Immancabili i “soliti noti”: Alberto Burri, Piero Dorazio, Piero Manzoni, Michelangelo Pistoletto, Vincenzo Agnetti e Lucio Fontana. Questa volta il maestro dello Spazialismo non ha monopolizzato le prime posizioni nella Top List delle stime del catalogo. E’ in settima posizione con un unico taglio verde (400-600 mila). Presente anche una crocifissione (terracotta smaltata) e con due “palloni” in ottone, come denominava lo stesso Fontana in maniera informale le sue “Nature”.
Anche Fausto Melotti, solitamente presente con più lotti nelle aste milanesi delle due major, compare solo una volta con una ceramica smaltata del ’48 raffigurante una delicata figura femminile. La lavorazione del drappeggio è molto complessa tanto che – come sottolineato dagli esperti nella scheda in catalogo- “iscrive a tutto diritto questa figura femminile nella rosa delle “sculture in ceramica”, e non certo fra i lavori più commerciali”. Stima 50,000 – 70,000 euro.
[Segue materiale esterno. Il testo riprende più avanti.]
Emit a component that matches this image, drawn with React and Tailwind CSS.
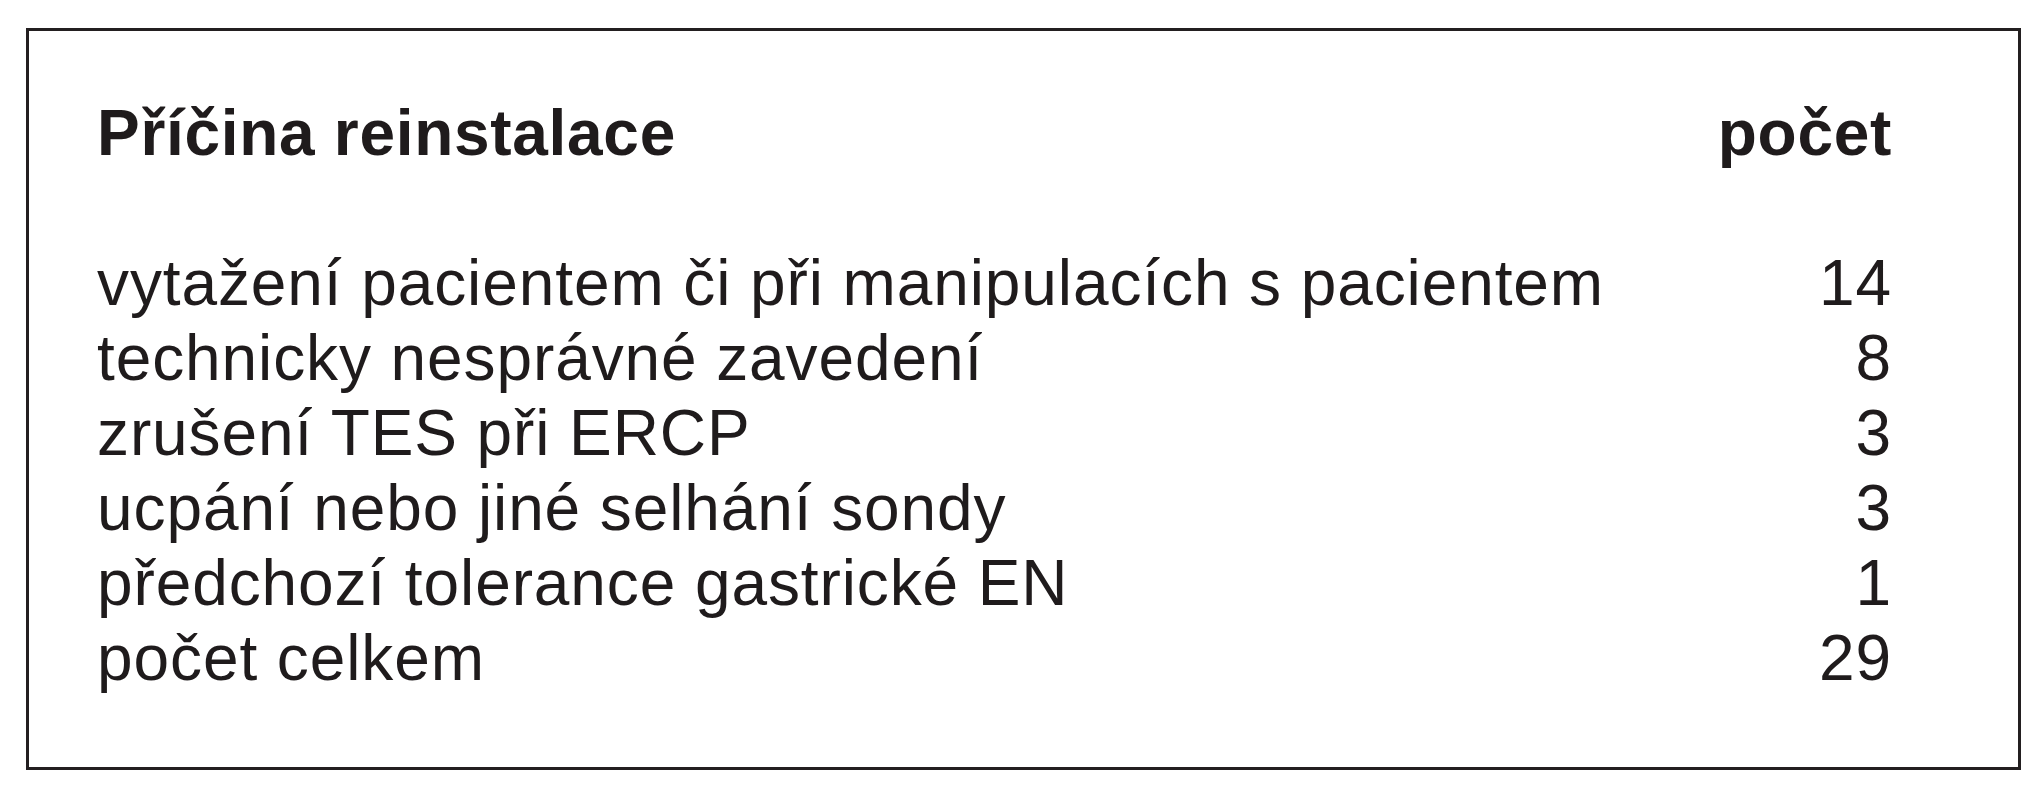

Infine si segnala la presenza di un gruppo di artisti stranieri. Ma non stupisce perché sono ormai un po’ di anni che Sotheby’s Italia propone nei propri cataloghi di arte contemporanea a Milano opere di artisti internazionali alternate a quelle di artisti italiani. Tra i nomi: lo sculture americano John Chamberlain, Damien Hirst, Cy Twombly, George Condo e Atsuko Tanaka, artista dell’avanguardia giapponese.